12:52 am on Apr 3, 2011 (gmt 0)

WebmasterWorld Senior Member 10+ Year Member



crobb, did you find out if this was being created from your server or is this bad linking done externally?


These are being created externally. At one point, I thought I saw visitors encountering them internally, but I was mistaken. I reviewed my stats again, and I couldn't find what I thought I saw. I chalk that error up to a long day.
However, I still see Google trying to crawl from external links that have %E2%80%8B in the link. The discovery urls (as reported in WMT) are junk portals that provide Google search results, so I am surprised to hear above that this is a Bing thing. Incidentally, I am unable to duplicate the string when I go to those portals. If I perform a search, and see my url, I do not see this code.

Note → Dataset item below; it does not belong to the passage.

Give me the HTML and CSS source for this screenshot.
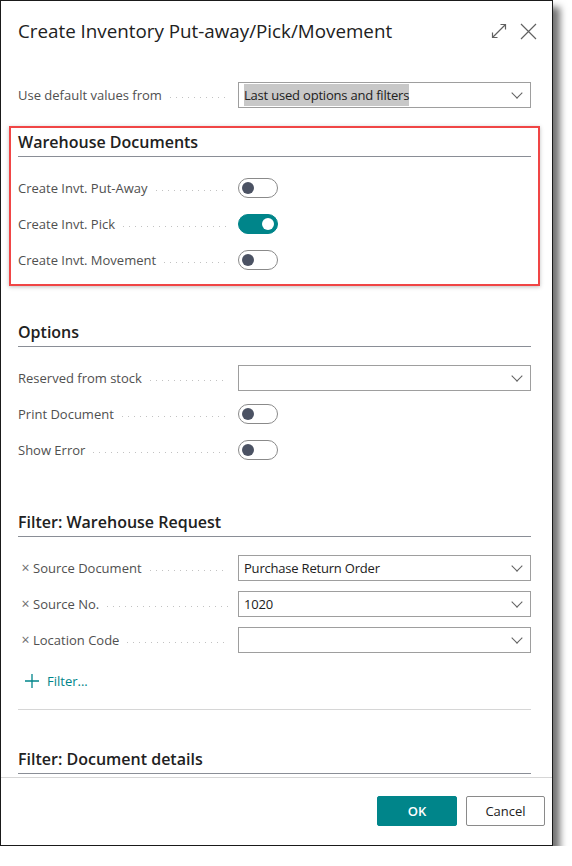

The original form that I posted about "%E2%80%8Bfilename.htm" was an easy fix, with the help of g1smd and JdMorgan. However, now I am seeing the code being inserted at various places within the filename (not necessarily at the beginning or the end. Example: File%E2%80%8Bname.htm

I have been trying to figure out a way to strip it out if found anywhere within the filename. I haven't been successful.

mslina2002

2:55 am on Apr 3, 2011 (gmt 0)

10+ Year Member



That is the same issue as mine, the string %E2%80%8B is also appended at random spots.

Try the code in STEP 2. It's working for me sofar.

RewriteEngine on
RewriteCond %{THE_REQUEST} ^[A-Z]{3,9}\ /(.*)\%E2%80%8B(.*)\ HTTP/ [NC]
RewriteRule ^.*$ http://www.example.com/%1 [R=301,L]

crobb305

3:24 am on Apr 3, 2011 (gmt 0)

WebmasterWorld Senior Member 10+ Year Member



that's not working for me. It seems to strip out the code if it is found at the beginning of the filename, but not in the middle or at a hypen/underscore.

tech2734

10:03 pm on May 6, 2011 (gmt 0)

10+ Year Member



For those looking for a solution to this problem when it appears in the middle, see my post at [dtidata.com...]

lucy24

3:51 am on May 7, 2011 (gmt 0)

WebmasterWorld Senior Member 10+ Year Member Top Contributors Of The Month



Zero-width spaces again? Search for that exact phrase (within these forums, I mean, not in G###) and you'll see it cropping up over and over. For example from tedster on the same date this thread started:
%E2%80%8B is the unicode sequence for a "zero width space". It has been implicated in several exploits of various kinds, and some email address obfuscation scripts insert it to hide the real address from email harvesters.

Don't quite like the sound of that "implicated".

For variety's sake, an even more recent poster found it in its decimal html clothes, ​ alias 200B.

g1smd

6:05 am on May 7, 2011 (gmt 0)

WebmasterWorld Senior Member 10+ Year Member Top Contributors Of The Month



If there is the possibility of there being more than one of those sequences in a URL, I would be tempted to rewrite it to a small PHP script that fixes it.

The "hook" in .htaccess should be one of the very first rules:

RewriteRule \%E2\%80\%8B /my-special-script.php [L]

RewriteRule &8203; /my-special-script.php [L]


This is one of the rare occasions where a rewrite will be listed in .htaccess BEFORE the redirects. Normally we would want to avoid that, with rewrites AFTER redirects. However, when the PHP script is going to do all the work, the rewrite must be right at the beginning of all of the rules.


The chunk of PHP code that fixes the URL and sends the redirect response looks like this:

<?php
$server_url = $_SERVER['HTTP_HOST'];
IF (preg_match('/^www\./', $server_url)!==true)
{$server_url = "www." . $server_url; };

$old_url = $_SERVER['REQUEST_URI'] );
$new_url = str_replace("%E2%80%8B", "", $old_url");
$new_url = str_replace("&8203;", "", $new_url");
$new_url = 'http://' . $server_url . '/' . $new_url;

HEADER "Status: HTTP/1.1 301 Moved Permanently";
HEADER "Location: " . $new_url;
?>


You can do any test and any manipulation you like in the PHP code. It's one of the few occasions when it might be better to do the work in PHP, not in .htaccess.

However, with the word "exploit" being mentioned I am not so sure I want the request to even reach the PHP part of the server.